> [What to do]: Word for word, give the material below again, minus any images.

* * * * * * *

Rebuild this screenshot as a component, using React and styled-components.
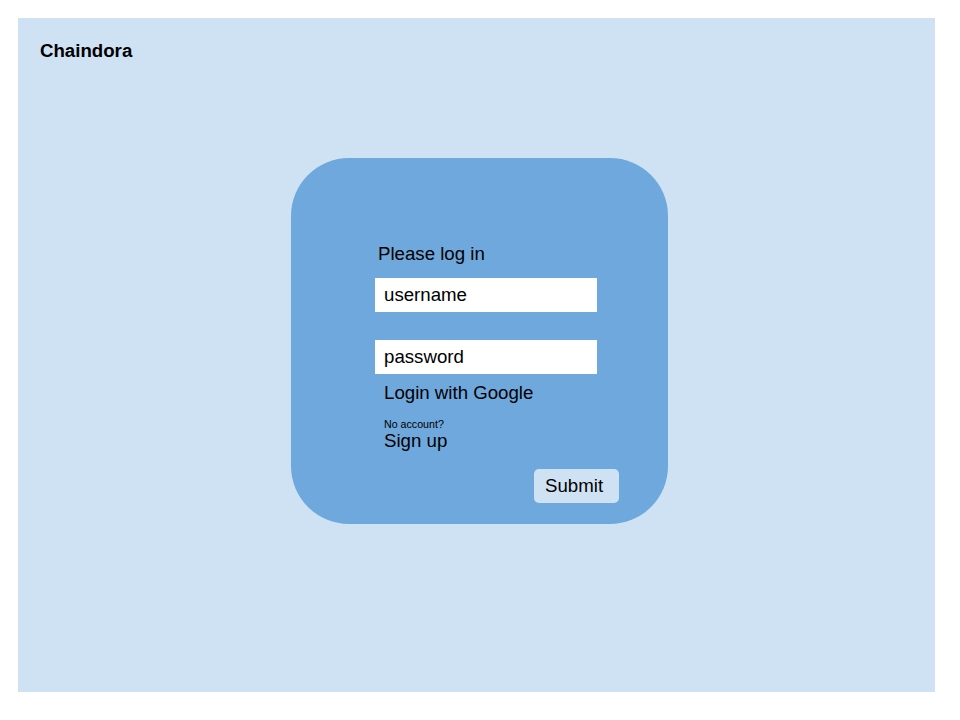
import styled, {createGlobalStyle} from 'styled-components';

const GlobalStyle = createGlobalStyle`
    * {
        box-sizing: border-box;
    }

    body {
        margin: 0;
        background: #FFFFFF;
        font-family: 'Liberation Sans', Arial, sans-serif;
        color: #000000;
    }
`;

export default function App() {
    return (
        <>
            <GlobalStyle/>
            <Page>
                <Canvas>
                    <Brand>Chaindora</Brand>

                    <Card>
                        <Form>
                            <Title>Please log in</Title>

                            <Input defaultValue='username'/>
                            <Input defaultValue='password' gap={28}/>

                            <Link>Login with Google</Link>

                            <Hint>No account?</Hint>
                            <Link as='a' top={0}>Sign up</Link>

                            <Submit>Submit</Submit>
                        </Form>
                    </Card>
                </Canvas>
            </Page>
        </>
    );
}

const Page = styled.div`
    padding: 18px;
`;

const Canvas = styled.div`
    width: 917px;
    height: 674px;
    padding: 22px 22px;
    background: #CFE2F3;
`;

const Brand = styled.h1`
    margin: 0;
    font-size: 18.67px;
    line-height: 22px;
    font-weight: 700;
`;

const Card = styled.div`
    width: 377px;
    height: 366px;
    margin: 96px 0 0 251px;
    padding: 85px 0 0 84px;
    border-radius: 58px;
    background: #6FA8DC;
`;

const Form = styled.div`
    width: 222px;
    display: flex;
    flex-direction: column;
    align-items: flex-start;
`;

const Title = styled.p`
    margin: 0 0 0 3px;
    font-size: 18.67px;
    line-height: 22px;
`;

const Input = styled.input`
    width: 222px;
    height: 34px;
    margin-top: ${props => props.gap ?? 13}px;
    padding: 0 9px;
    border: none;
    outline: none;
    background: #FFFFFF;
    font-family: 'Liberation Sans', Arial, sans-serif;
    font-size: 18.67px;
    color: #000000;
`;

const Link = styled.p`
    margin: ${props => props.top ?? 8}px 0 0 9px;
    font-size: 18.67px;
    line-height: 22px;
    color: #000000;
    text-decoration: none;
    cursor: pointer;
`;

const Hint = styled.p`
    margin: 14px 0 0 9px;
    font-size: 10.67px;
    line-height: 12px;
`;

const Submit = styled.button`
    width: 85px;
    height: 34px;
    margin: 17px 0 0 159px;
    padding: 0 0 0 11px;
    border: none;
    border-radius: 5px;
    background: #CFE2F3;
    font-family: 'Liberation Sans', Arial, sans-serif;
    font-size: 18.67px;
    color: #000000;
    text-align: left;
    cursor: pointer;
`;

* * * * * * *

> [Solution for this task]:
Rebuild this screenshot as a component, using React and styled-components.
import styled, {createGlobalStyle} from 'styled-components';

const GlobalStyle = createGlobalStyle`
    * {
        box-sizing: border-box;
    }

    body {
        margin: 0;
        background: #FFFFFF;
        font-family: 'Liberation Sans', Arial, sans-serif;
        color: #000000;
    }
`;

export default function App() {
    return (
        <>
            <GlobalStyle/>
            <Page>
                <Canvas>
                    <Brand>Chaindora</Brand>

                    <Card>
                        <Form>
                            <Title>Please log in</Title>

                            <Input defaultValue='username'/>
                            <Input defaultValue='password' gap={28}/>

                            <Link>Login with Google</Link>

                            <Hint>No account?</Hint>
                            <Link as='a' top={0}>Sign up</Link>

                            <Submit>Submit</Submit>
                        </Form>
                    </Card>
                </Canvas>
            </Page>
        </>
    );
}

const Page = styled.div`
    padding: 18px;
`;

const Canvas = styled.div`
    width: 917px;
    height: 674px;
    padding: 22px 22px;
    background: #CFE2F3;
`;

const Brand = styled.h1`
    margin: 0;
    font-size: 18.67px;
    line-height: 22px;
    font-weight: 700;
`;

const Card = styled.div`
    width: 377px;
    height: 366px;
    margin: 96px 0 0 251px;
    padding: 85px 0 0 84px;
    border-radius: 58px;
    background: #6FA8DC;
`;

const Form = styled.div`
    width: 222px;
    display: flex;
    flex-direction: column;
    align-items: flex-start;
`;

const Title = styled.p`
    margin: 0 0 0 3px;
    font-size: 18.67px;
    line-height: 22px;
`;

const Input = styled.input`
    width: 222px;
    height: 34px;
    margin-top: ${props => props.gap ?? 13}px;
    padding: 0 9px;
    border: none;
    outline: none;
    background: #FFFFFF;
    font-family: 'Liberation Sans', Arial, sans-serif;
    font-size: 18.67px;
    color: #000000;
`;

const Link = styled.p`
    margin: ${props => props.top ?? 8}px 0 0 9px;
    font-size: 18.67px;
    line-height: 22px;
    color: #000000;
    text-decoration: none;
    cursor: pointer;
`;

const Hint = styled.p`
    margin: 14px 0 0 9px;
    font-size: 10.67px;
    line-height: 12px;
`;

const Submit = styled.button`
    width: 85px;
    height: 34px;
    margin: 17px 0 0 159px;
    padding: 0 0 0 11px;
    border: none;
    border-radius: 5px;
    background: #CFE2F3;
    font-family: 'Liberation Sans', Arial, sans-serif;
    font-size: 18.67px;
    color: #000000;
    text-align: left;
    cursor: pointer;
`;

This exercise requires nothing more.